Le personnage de Toubib, incarné par Richard Bohringer, devient un peu trop envahissant sur la fin, poussant très moralement Berthier à retourner vers sa femme. Celle-ci est jouée par Victoria Abril. La complicité la liant à Jugnot et le bagage de sympathie que véhicule chacun laissent peu de doutes quant à la possibilité d'une réconciliation finale. L'acteur-cinéaste a d'ailleurs un peu de mal pour boucler son film, hésitant entre la note pessimiste et le happy end. La mort d'un compagnon de galère rappelle la triste réalité des choses, mais est vite oubliée, Jugnot gardant en réserve les larmes pour le dénouement. Cette sentimentalité de l'auteur, si elle atténue la charge, n'est pas non plus indigne, pour preuve la jolie séquence des retrouvailles fortuites avec le fiston. L'ensemble, constamment drôle, est semble-t-il basé sur un vrai travail d'observation. Les clichés sur la vie des clochards sont traités avec sincérité et vigueur. Les tirades moralisatrices sont évitées et l'évocation, au passage, des actes d'exploitation à l'encontre des immigrés et des SDF se fait sans tirer la manche du spectateur. Bref, cette modeste mais réelle réussite inciterait à plus d'espoir et d'enthousiasme, si l'on ne s'avisait qu'elle a déjà 17 ans d'âge et que Gérard Jugnot n'a semble-t-il guère retrouvé cette inspiration par la suite.
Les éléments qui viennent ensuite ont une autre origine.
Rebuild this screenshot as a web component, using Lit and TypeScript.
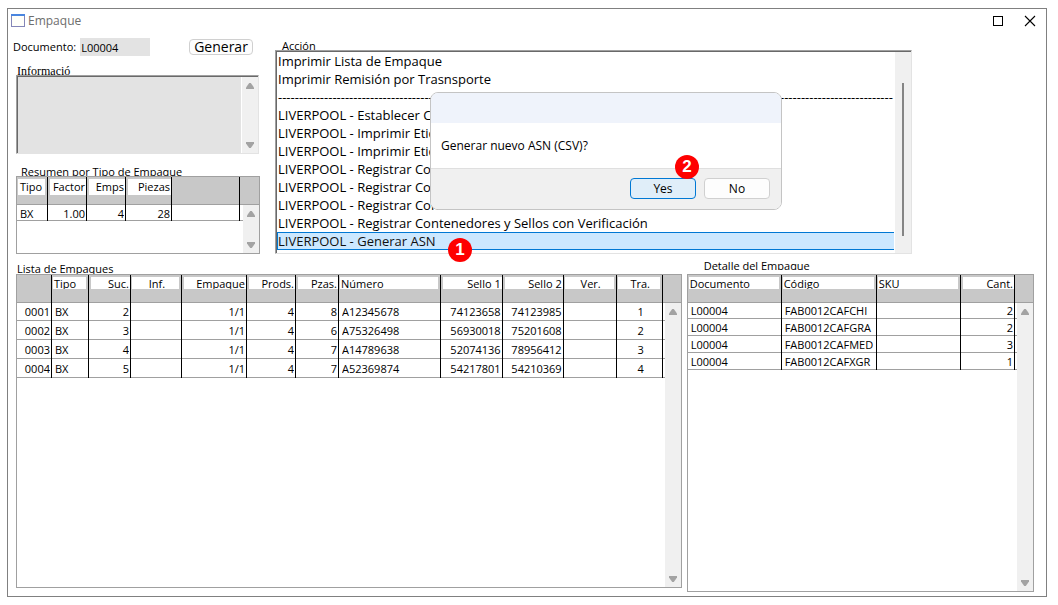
import { LitElement, html, css, svg } from "lit";
import { customElement, property } from "lit/decorators.js";
import { classMap } from "lit/directives/class-map.js";

type Align = "left" | "right" | "center";

interface Column {
  title: string;
  width?: number;
  align?: Align;
}

const PACK_COLUMNS: Column[] = [
  { title: "", width: 35, align: "right" },
  { title: "Tipo", width: 37 },
  { title: "Suc.", width: 42, align: "right" },
  { title: "Inf.", width: 51, align: "center" },
  { title: "Empaque", width: 65, align: "right" },
  { title: "Prods.", width: 49, align: "right" },
  { title: "Pzas.", width: 43, align: "right" },
  { title: "Número" },
  { title: "Sello 1", width: 62, align: "right" },
  { title: "Sello 2", width: 61, align: "right" },
  { title: "Ver.", width: 53, align: "center" },
  { title: "Tra.", width: 46, align: "center" },
];

const PACK_ROWS = [
  ["0001", "BX", "2", "", "1/1", "4", "8", "A12345678", "74123658", "74123985", "", "1"],
  ["0002", "BX", "3", "", "1/1", "4", "6", "A75326498", "56930018", "75201608", "", "2"],
  ["0003", "BX", "4", "", "1/1", "4", "7", "A14789638", "52074136", "78956412", "", "3"],
  ["0004", "BX", "5", "", "1/1", "4", "7", "A52369874", "54217801", "54210369", "", "4"],
];

const DETAIL_COLUMNS: Column[] = [
  { title: "Documento", width: 94 },
  { title: "Código", width: 95 },
  { title: "SKU" },
  { title: "Cant.", width: 54, align: "right" },
];

const DETAIL_ROWS = [
  ["L00004", "FAB0012CAFCHI", "", "2"],
  ["L00004", "FAB0012CAFGRA", "", "2"],
  ["L00004", "FAB0012CAFMED", "", "3"],
  ["L00004", "FAB0012CAFXGR", "", "1"],
];

const SUMMARY_COLUMNS: Column[] = [
  { title: "Tipo", width: 31 },
  { title: "Factor", width: 39, align: "right" },
  { title: "Emps", width: 39, align: "right" },
  { title: "Piezas", width: 46, align: "right" },
  { title: "" },
];

const SUMMARY_ROWS = [["BX", "1.00", "4", "28", ""]];

const ACTIONS = [
  "Imprimir Lista de Empaque",
  "Imprimir Remisión por Trasnsporte",
  "-".repeat(147),
  "LIVERPOOL - Establecer Cita",
  "LIVERPOOL - Imprimir Etiquetas",
  "LIVERPOOL - Imprimir Etiquetas",
  "LIVERPOOL - Registrar Contenedores",
  "LIVERPOOL - Registrar Contenedores",
  "LIVERPOOL - Registrar Contenedores con Verificación",
  "LIVERPOOL - Registrar Contenedores y Sellos con Verificación",
  "LIVERPOOL - Generar ASN",
];

@customElement("scroll-strip")
class ScrollStrip extends LitElement {
  static styles = css`
    :host {
      display: flex;
      flex-direction: column;
      justify-content: space-between;
      align-items: center;
      width: 16px;
      padding: 5px 0 4px;
      box-sizing: border-box;
      background: #f0f0f0;
    }
    .arrow {
      display: block;
      fill: #a3a3a3;
    }
  `;

  render() {
    const arrow = (d: string) => html`
      <svg class="arrow" width="10" height="8" viewBox="0 0 10 8" aria-hidden="true">
        ${svg`<path d=${d} />`}
      </svg>
    `;
    return html`${arrow("M4.2 1h1.6L9 5.6V7H1V5.6z")}${arrow("M4.2 7h1.6L9 2.4V1H1v1.4z")}`;
  }
}

@customElement("data-grid")
class DataGrid extends LitElement {
  @property({ attribute: false }) columns: Column[] = [];
  @property({ attribute: false }) rows: string[][] = [];
  @property() label = "";
  @property({ reflect: true }) density = "normal";

  static styles = css`
    :host {
      --row: 19px;
      --chip: 12px;
      --tail: 2px;
      display: flex;
      border: 1px solid #a0a0a0;
      box-sizing: border-box;
      background: #fff;
      font: 11px/16px "Open Sans", "Noto Sans", sans-serif;
    }
    :host([density="compact"]) {
      --row: 17px;
    }
    :host([density="tall"]) {
      --row: 17px;
      --chip: 16px;
      --tail: 3px;
    }
    .body {
      flex: 1;
      min-width: 0;
    }
    table {
      width: 100%;
      table-layout: fixed;
      border-collapse: separate;
      border-spacing: 0;
    }
    th,
    td {
      padding: 0;
      overflow: hidden;
      white-space: nowrap;
      font-weight: 400;
      text-align: left;
      border-right: 1px solid #000;
    }
    .tail {
      width: var(--tail);
      border-right: 0;
    }
    th {
      height: 25px;
      padding-top: 2px;
      padding-bottom: 1px;
      vertical-align: top;
      background: #c8c8c8;
      box-shadow: inset 0 -1px #a0a0a0;
    }
    .chip {
      height: var(--chip);
      margin: 0 2px 0 1px;
      padding: 0 1px;
      overflow: hidden;
      background: #fff;
      line-height: 14px;
    }
    :host([density="tall"]) .chip {
      padding-left: 2px;
      line-height: 16px;
    }
    .right {
      text-align: right;
    }
    .center {
      text-align: center;
    }
    .center .chip {
      padding-left: 4px;
    }
    .right .chip {
      margin-right: 0;
      margin-left: 2px;
    }
    td {
      height: var(--row);
      line-height: 15px;
      padding: 0 0 0 3px;
      vertical-align: bottom;
      box-shadow: inset 0 -1px #a0a0a0;
    }
    .line {
      padding-bottom: 1px;
      overflow: hidden;
    }
    :host([density="tall"]) .line {
      padding-bottom: 0;
    }
    :host([density="normal"]) .line {
      padding-bottom: 2px;
    }
    .first td {
      height: calc(var(--row) - 1px);
    }
    td.right {
      padding: 0 1px 0 0;
    }
    td.center {
      padding: 0 0 0 3px;
    }
    td.tail {
      padding: 0;
    }
    .rail {
      display: flex;
      flex-direction: column;
    }
    .corner {
      height: 28px;
      background: #c8c8c8;
      box-shadow: inset 0 -1px #a0a0a0;
    }
    .strip {
      flex: 1;
    }
  `;

  render() {
    return html`
      <div class="body">
        <table aria-label=${this.label}>
          <colgroup>
            ${this.columns.map((c) => html`<col style=${c.width ? `width:${c.width}px` : ""} />`)}
            <col class="tail" />
          </colgroup>
          <thead>
            <tr>
              ${this.columns.map(
                (c) => html`<th scope="col" class=${c.align ?? "left"}>
                  ${c.title ? html`<div class="chip">${c.title}</div>` : ""}
                </th>`,
              )}
              <th class="tail"></th>
            </tr>
          </thead>
          <tbody>
            ${this.rows.map(
              (row, i) => html`<tr class=${classMap({ first: i === 0 })}>
                ${row.map(
                  (cell, j) =>
                    html`<td class=${this.columns[j].align ?? "left"}><div class="line">${cell}</div></td>`,
                )}
                <td class="tail"></td>
              </tr>`,
            )}
          </tbody>
        </table>
      </div>
      <div class="rail">
        <div class="corner"></div>
        <scroll-strip class="strip"></scroll-strip>
      </div>
    `;
  }
}

@customElement("app-root")
class AppRoot extends LitElement {
  static styles = css`
    :host {
      display: block;
      box-sizing: border-box;
      min-height: 100vh;
      background: #fff;
      color: #000;
      font: 12px/16px "Open Sans", "Noto Sans", sans-serif;
    }
    * {
      box-sizing: border-box;
    }
    .page {
      display: flex;
      min-height: 100vh;
      padding: 8px 11px 8px 7px;
    }
    .window {
      position: relative;
      flex: 1;
      display: flex;
      flex-direction: column;
      border: 1px solid #808080;
    }
    .titlebar {
      display: flex;
      align-items: center;
      height: 24px;
      padding: 0 10px 0 3px;
      color: #6e6e6e;
    }
    .title {
      flex: 1;
      margin: 0 0 0 3px;
      font-size: 12px;
      font-weight: 400;
    }
    .winbtn {
      display: flex;
      padding: 0;
      border: 0;
      background: none;
    }
    .winbtns {
      display: flex;
      gap: 20px;
    }
    .top {
      display: grid;
      grid-template-columns: 247px 1fr;
      gap: 15px;
      padding: 0 134px 0 5px;
    }
    .side {
      padding-top: 5px;
    }
    .docrow {
      display: flex;
      align-items: center;
      height: 18px;
      font-size: 11px;
    }
    .docfield {
      width: 70px;
      height: 18px;
      margin-left: 4px;
      padding: 0 1px;
      border: 0;
      font: inherit;
      background: #e3e3e3;
    }
    .generate {
      width: 64px;
      height: 16px;
      margin-left: auto;
      margin-right: 7px;
      padding: 0;
      border: 1px solid #d0d0d0;
      border-radius: 4px;
      background: #fdfdfd;
      color: #000;
      font: 14px/14px "Open Sans", "Noto Sans", sans-serif;
    }
    .indent {
      margin-left: 3px;
    }
    .cap {
      display: block;
      overflow: hidden;
      white-space: nowrap;
      font-size: 11px;
    }
    .cap-info {
      height: 19px;
      padding: 7px 0 0 1px;
      font-family: "Liberation Serif", serif;
      font-size: 12px;
    }
    .cap-summary {
      height: 22px;
      padding: 10px 0 0 5px;
    }
    .cap-action {
      height: 17px;
      padding: 5px 0 0 7px;
    }
    .cap-packs {
      height: 20px;
      padding: 7px 0 0 1px;
    }
    .cap-detail {
      height: 16px;
      margin-bottom: 4px;
      padding: 4px 0 0 17px;
    }
    .sunken {
      display: flex;
      border: 1px solid #e3e3e3;
      border-top-color: #a0a0a0;
      border-left-color: #a0a0a0;
      box-shadow: inset 1px 1px #696969;
      padding: 1px 0 0 1px;
    }
    .info {
      height: 79px;
      margin-right: 1px;
    }
    .notes {
      flex: 1;
      min-width: 0;
      padding: 0;
      border: 0;
      border-right: 1px solid #fff;
      resize: none;
      background: #e3e3e3;
    }
    .summary {
      height: 78px;
    }
    .action {
      display: flex;
      flex-direction: column;
    }
    .listbox {
      flex: 1;
    }
    .choices {
      flex: 1;
      min-width: 0;
      height: 200px;
      padding: 0 1px 0 0;
      border: 0;
      border-radius: 0;
      outline: 0;
      overflow: hidden;
      background: #fff;
      color: #000;
      font: 13px/18px "Open Sans", "Noto Sans", sans-serif;
    }
    .choice {
      height: 18px;
      min-height: 18px;
      padding: 0 1px;
      overflow: hidden;
      white-space: nowrap;
      line-height: 18px;
    }
    .choice:checked {
      background: linear-gradient(#cce8ff, #cce8ff);
      box-shadow: inset 0 1px #0078d4, inset 1px -1px #0078d4;
    }
    .track {
      width: 16px;
      padding: 31px 7px 17px;
      background: #f0f0f0;
    }
    .thumb {
      width: 2px;
      height: 100%;
      background: #858585;
    }
    .bottom {
      flex: 1;
      display: grid;
      grid-template-columns: 23fr 12fr;
      gap: 5px;
      padding: 0 12px 4px 8px;
    }
    .pane {
      display: flex;
      flex-direction: column;
      min-width: 0;
    }
    .packs {
      padding-bottom: 4px;
    }
    .grid {
      flex: 1;
    }
    .dialog {
      position: absolute;
      left: 422px;
      top: 83px;
      width: 352px;
      margin: 0;
      padding: 0;
      border: 1px solid #c4c4c4;
      border-radius: 8px;
      background: #fff;
      overflow: hidden;
    }
    .dialog-bar {
      height: 30px;
      background: #eff3fb;
    }
    .message {
      margin: 0;
      padding: 15px 10px 14px;
    }
    .buttons {
      display: flex;
      justify-content: flex-end;
      gap: 8px;
      padding: 9px 11px 10px;
      border-top: 1px solid #dfdfdf;
      background: #f0f0f0;
    }
    .btn {
      width: 66px;
      height: 21px;
      padding: 0;
      border: 1px solid #d0d0d0;
      border-radius: 4px;
      background: #fdfdfd;
      color: #000;
      font: inherit;
      line-height: 16px;
    }
    .primary {
      border-color: #0078d4;
      background: #e0eef9;
    }
    .badge {
      position: absolute;
      width: 24px;
      height: 24px;
      border-radius: 12px;
      background: #fe0000;
      color: #fff;
      text-align: center;
      font: 700 17px/24px "Liberation Sans", sans-serif;
    }
    .badge-one {
      left: 440px;
      top: 229px;
    }
    .badge-two {
      left: 667px;
      top: 146px;
    }
  `;

  render() {
    return html`
      <div class="page">
        <main class="window">
          <header class="titlebar">
            <svg width="14" height="14" viewBox="0 0 14 14" aria-hidden="true">
              <rect x="0.5" y="0.5" width="13" height="12" fill="#fffffa" stroke="#8486b8" />
              <path d="M0 0h14v2H0z" fill="#4a86e0" />
            </svg>
            <h1 class="title">Empaque</h1>
            <div class="winbtns">
              <button class="winbtn" aria-label="Maximizar">
                <svg width="12" height="12" viewBox="0 0 12 12">
                  <rect x="1.5" y="1.5" width="9" height="9" fill="none" stroke="#000" />
                </svg>
              </button>
              <button class="winbtn" aria-label="Cerrar">
                <svg width="12" height="12" viewBox="0 0 12 12">
                  <path d="M1 1l10 10M11 1L1 11" fill="none" stroke="#000" stroke-width="1.1" />
                </svg>
              </button>
            </div>
          </header>

          <section class="top">
            <div class="side">
              <div class="docrow">
                <label for="doc">Documento:</label>
                <input id="doc" class="docfield" value="L00004" readonly />
                <button class="generate">Generar</button>
              </div>
              <div class="indent">
                <label class="cap cap-info" for="notes">Informació</label>
                <div class="sunken info">
                  <textarea id="notes" class="notes" readonly></textarea>
                  <scroll-strip></scroll-strip>
                </div>
                <div class="cap cap-summary">Resumen por Tipo de Empaque</div>
                <data-grid
                  class="summary"
                  density="tall"
                  label="Resumen por Tipo de Empaque"
                  .columns=${SUMMARY_COLUMNS}
                  .rows=${SUMMARY_ROWS}
                ></data-grid>
              </div>
            </div>
            <div class="action">
              <label class="cap cap-action" for="actions">Acción</label>
              <div class="sunken listbox">
                <select id="actions" class="choices" size="11">
                  ${ACTIONS.map(
                    (text, i) =>
                      html`<option class="choice" ?selected=${i === ACTIONS.length - 1}>${text}</option>`,
                  )}
                </select>
                <div class="track"><div class="thumb"></div></div>
              </div>
            </div>
          </section>

          <section class="bottom">
            <div class="pane packs">
              <div class="cap cap-packs">Lista de Empaques</div>
              <data-grid
                class="grid"
                label="Lista de Empaques"
                density="normal"
                .columns=${PACK_COLUMNS}
                .rows=${PACK_ROWS}
              ></data-grid>
            </div>
            <div class="pane">
              <div class="cap cap-detail">Detalle del Empaque</div>
              <data-grid
                class="grid"
                density="compact"
                label="Detalle del Empaque"
                .columns=${DETAIL_COLUMNS}
                .rows=${DETAIL_ROWS}
              ></data-grid>
            </div>
          </section>

          <div class="dialog" role="dialog" aria-labelledby="question">
            <div class="dialog-bar"></div>
            <p id="question" class="message">Generar nuevo ASN (CSV)?</p>
            <div class="buttons">
              <button class="btn primary">Yes</button>
              <button class="btn">No</button>
            </div>
          </div>
          <span class="badge badge-one">1</span>
          <span class="badge badge-two">2</span>
        </main>
      </div>
    `;
  }
}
Mais indéniablement, Une époque formidable rappelle, par son statut de comédie réellement travaillée (scénario et mise en scène), qu'un véritable auteur comique tel que l'ex-Splendid, par-delà ses limites et ses possibles égarements par ailleurs, vaut toujours mille fois mieux que tous les Michael Youn de notre beau pays.

Commentaires

  • C'est vrai que j'ai un bon souvenir de ce film sans prétention mais qui parle d'un sujet encore plus d'actualité de nos jours (malheureusement). Jugnot est très très bien.

  • Oui, Jugnot est très bien, dans l'un de ses meilleurs rôles certainement. Et c'est vrai que le film pourrait être tourné aujourd'hui sans rien changer de son scénario.